Directions: Copy every line of the data in which the word "that" occurs.

Data extract:
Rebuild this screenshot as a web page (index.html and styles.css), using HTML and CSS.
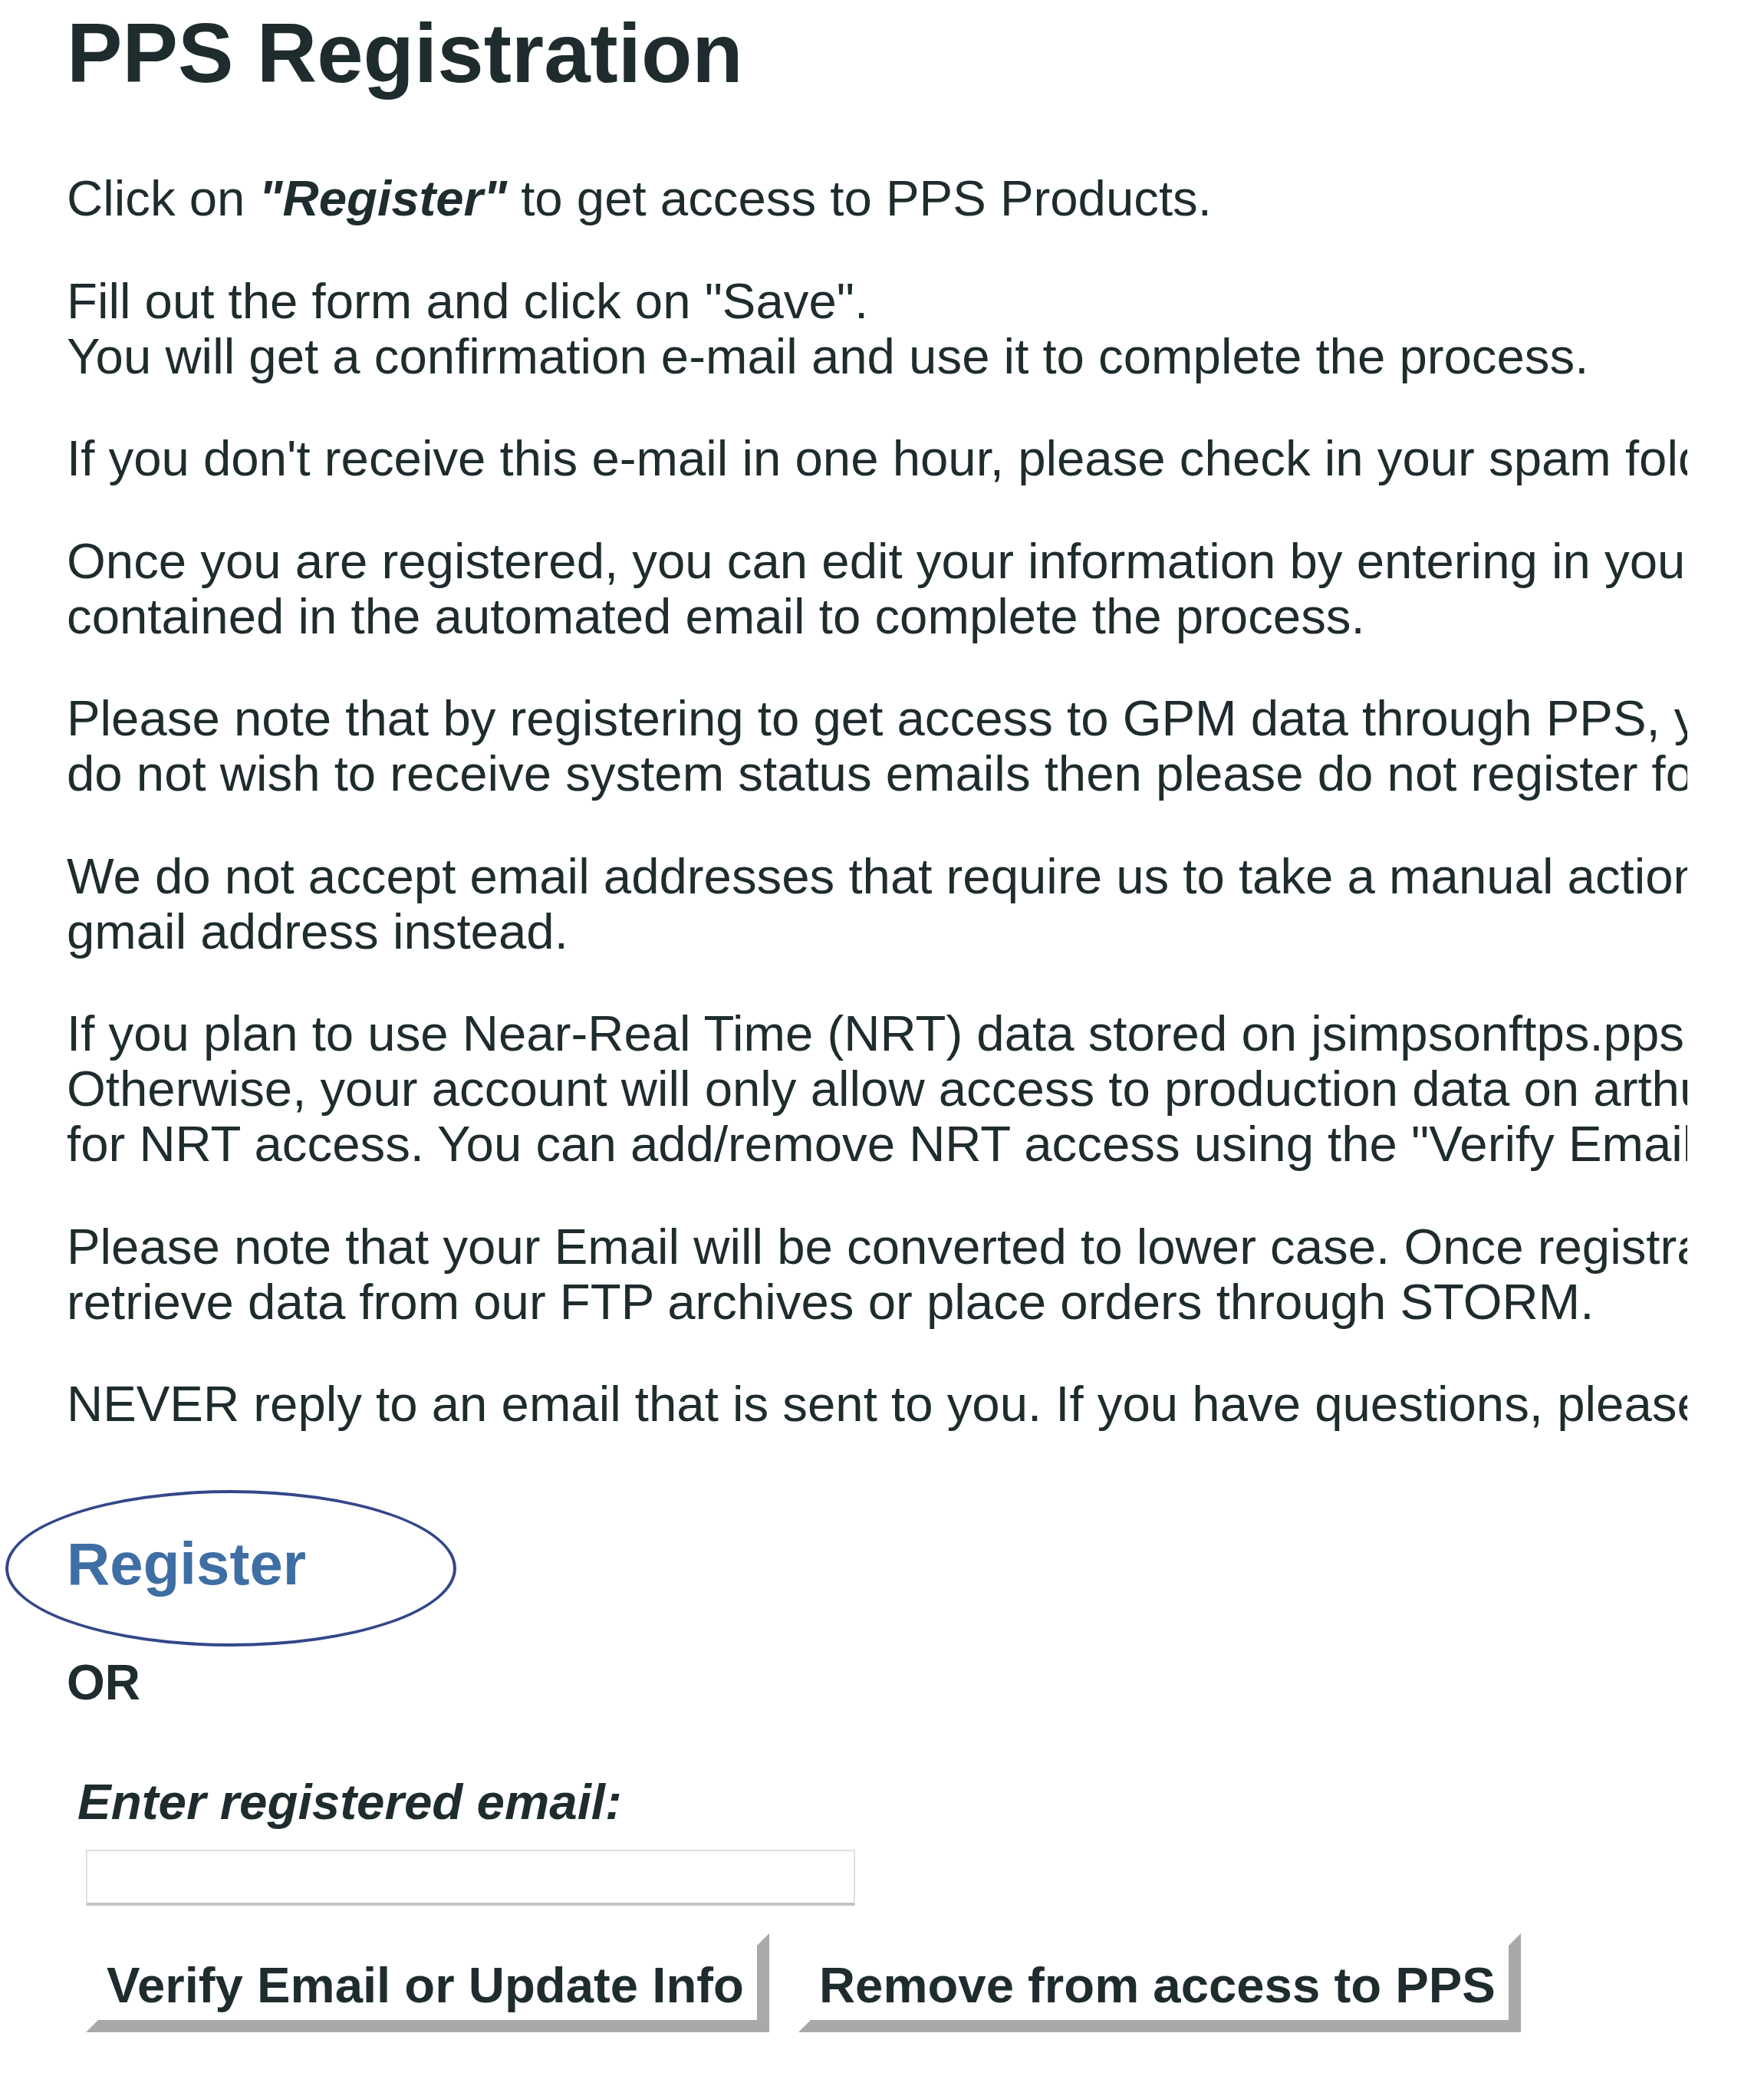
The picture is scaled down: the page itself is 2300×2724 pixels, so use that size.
FILE: index.html
```html
<!DOCTYPE html>
<html lang="en">
<head>
<meta charset="utf-8">
<title>PPS Registration</title>
<link rel="stylesheet" href="styles.css">
</head>
<body>
<main class="page">
  <h1 class="title">PPS Registration</h1>

  <div class="notes">
    <p>Click on <strong class="em-strong">"Register"</strong> to get access to PPS Products.</p>
    <p>Fill out the form and click on "Save".<br>You will get a confirmation e-mail and use it to complete the process.</p>
    <p>If you don't receive this e-mail in one hour, please check in your spam folder.</p>
    <p>Once you are registered, you can edit your information by entering in your email below and clicking on the link<br>contained in the automated email to complete the process.</p>
    <p>Please note that by registering to get access to GPM data through PPS, you will be added to our mailing list. If you<br>do not wish to receive system status emails then please do not register for access.</p>
    <p>We do not accept email addresses that require us to take a manual action to receive emails. Please use a<br>gmail address instead.</p>
    <p>If you plan to use Near-Real Time (NRT) data stored on jsimpsonftps.pps.eosdis.nasa.gov, please check the NRT box.<br>Otherwise, your account will only allow access to production data on arthurhou.pps.eosdis.nasa.gov. Please register<br>for NRT access. You can add/remove NRT access using the "Verify Email or Update Info" button.</p>
    <p>Please note that your Email will be converted to lower case. Once registration is complete, you will be able to<br>retrieve data from our FTP archives or place orders through STORM.</p>
    <p>NEVER reply to an email that is sent to you. If you have questions, please contact PPS Help.</p>
  </div>

  <div class="register-wrap">
    <a class="register-link" href="#">Register</a>
    <span class="ring" aria-hidden="true"></span>
  </div>

  <div class="or">OR</div>

  <form class="lookup" onsubmit="return false;">
    <label class="lookup-label" for="email">Enter registered email:</label>
    <input class="lookup-input" id="email" type="text">
    <div class="actions">
      <button class="bevel-btn" type="button">Verify Email or Update Info</button>
      <button class="bevel-btn" type="button">Remove from access to PPS</button>
    </div>
  </form>
</main>
</body>
</html>
```

FILE: styles.css
```css
html, body {
  margin: 0;
  padding: 0;
  background: #ffffff;
}

body {
  font-family: "Liberation Sans", Arial, Helvetica, sans-serif;
  color: #1f2c2e;
}

.page {
  padding: 8px 0 60px 87px;
}

.title {
  margin: 0;
  font-size: 108.7px;
  line-height: 123px;
  font-weight: bold;
  color: #1f2c2e;
}

.notes {
  margin-top: 92px;
  width: 2113px;
  overflow: hidden;
  white-space: nowrap;
  font-size: 65.35px;
  line-height: 72px;
}

.notes p {
  margin: 0 0 61.5px 0;
}

.notes p:last-child {
  margin-bottom: 0;
}

.em-strong {
  font-weight: bold;
  font-style: italic;
}

.register-wrap {
  position: relative;
  margin-top: 128px;
  height: 88px;
}

.register-link {
  font-size: 78px;
  line-height: 88px;
  font-weight: bold;
  color: #3e6ea3;
  text-decoration: none;
}

.ring {
  position: absolute;
  left: -80px;
  top: -52px;
  width: 588px;
  height: 204px;
  box-sizing: border-box;
  border: 4px solid #34478a;
  border-radius: 50%;
  pointer-events: none;
}

.or {
  margin-top: 75px;
  font-size: 64px;
  line-height: 72px;
  font-weight: bold;
}

.lookup {
  margin: 84px 0 0 0;
}

.lookup-label {
  display: block;
  padding-left: 14px;
  font-size: 65.5px;
  line-height: 72px;
  font-weight: bold;
  font-style: italic;
}

.lookup-input {
  display: block;
  box-sizing: border-box;
  margin: 26px 0 0 25px;
  width: 1003px;
  height: 73px;
  border: 2px solid #e0e0e0;
  border-bottom: 4px solid #c4c4c4;
  background: #ffffff;
  padding: 0 10px;
  font-size: 40px;
  font-family: inherit;
}

.actions {
  display: flex;
  gap: 38px;
  margin: 36px 0 0 25px;
}

.bevel-btn {
  font-family: "Liberation Sans", Arial, Helvetica, sans-serif;
  font-size: 65.3px;
  line-height: 72px;
  font-weight: bold;
  color: #1f2c2e;
  background: #ffffff;
  border-style: solid;
  border-width: 16px;
  border-color: #ffffff #a9a9a9 #a9a9a9 #ffffff;
  padding: 16px 17px 9px 11px;
  margin: 0;
  cursor: pointer;
}
```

Exercise answer:
The picture is scaled down: the page itself is 2300×2724 pixels, so use that size.
    <p>Please note that by registering to get access to GPM data through PPS, you will be added to our mailing list. If you<br>do not wish to receive system status emails then please do not register for access.</p>
    <p>We do not accept email addresses that require us to take a manual action to receive emails. Please use a<br>gmail address instead.</p>
    <p>Please note that your Email will be converted to lower case. Once registration is complete, you will be able to<br>retrieve data from our FTP archives or place orders through STORM.</p>
    <p>NEVER reply to an email that is sent to you. If you have questions, please contact PPS Help.</p>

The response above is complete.